L.M : C’est ce que tu écris dans ton roman : « L’admiration a horreur des profondeurs, le plus souvent, elle reste en surface, c’est mieux ainsi. ». Écrire permettait peut-être ici de creuser, de partir en profondeur, au-delà des paillettes et des strass de l’idole, au plus près de ses failles et de sa noirceur ?
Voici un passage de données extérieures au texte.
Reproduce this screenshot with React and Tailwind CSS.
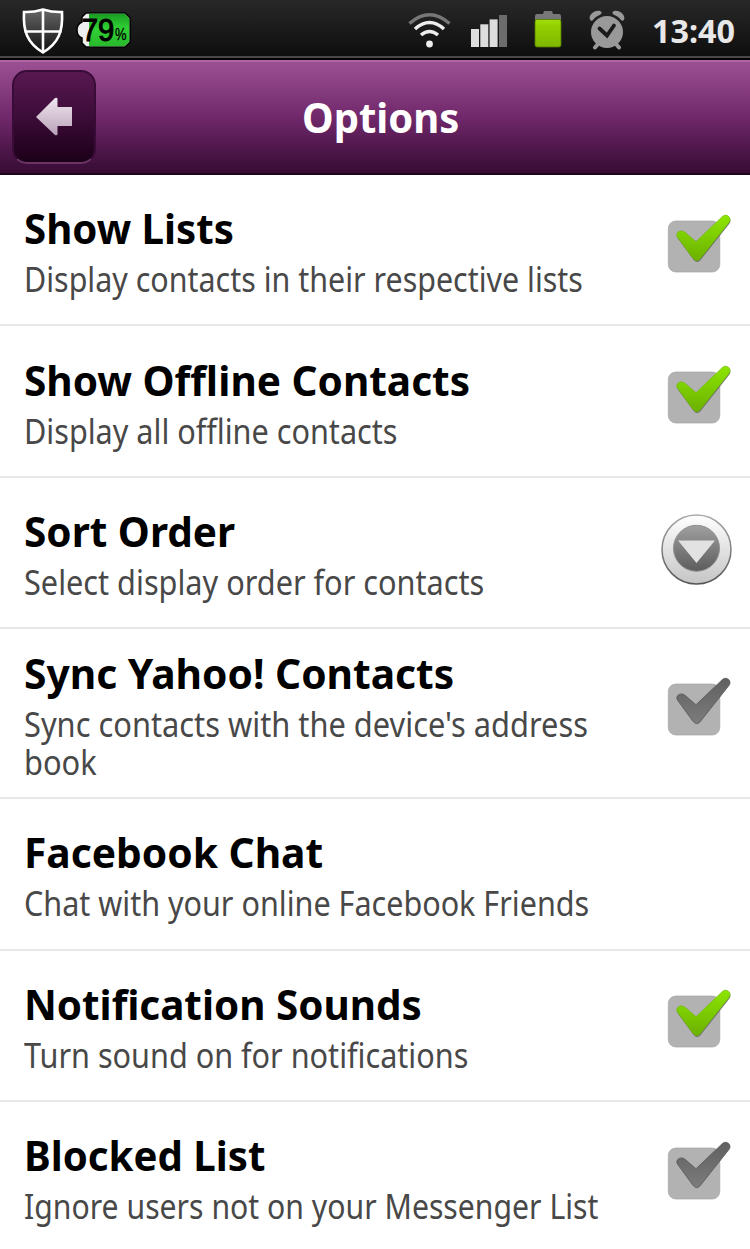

V.D : En effet, c’est ce que j’essaie de faire dans mon roman. J’ai voulu explorer le rapport des hommes à la religion et la rédemption, cette tendance à chercher quelque chose de transcendant. Il y a une contradiction inhérente dans notre relation avec les idoles : nous les adorons et les rejetons simultanément. Cela me rappelle le Veau d’or dans la Bible, une idolâtrie que Dieu condamne. Nous avons besoin des idoles pour nous définir, mais nous voulons qu’elles restent supérieures tout en les maintenant à distance. À travers ce roman, j’ai voulu montrer la nature de ces rapports ambivalents.
L.M : Un grand merci pour cet entretien et pour le temps que tu y as consacré, j’étais très heureuse de pouvoir échanger avec toi à propos de ton nouveau roman, paru fin août aux éditions de L’Archipel. C’est une lecture qui soulève beaucoup de questions très intéressantes, qui portent sur la société mais qui nous renvoient aussi à nous toutes et tous. Merci Vincent Delareux !
V.D : Merci à toi pour cet échange !
- Vincent Delareux, L’Idole, éditions de l’Archipel, 22 août 2024.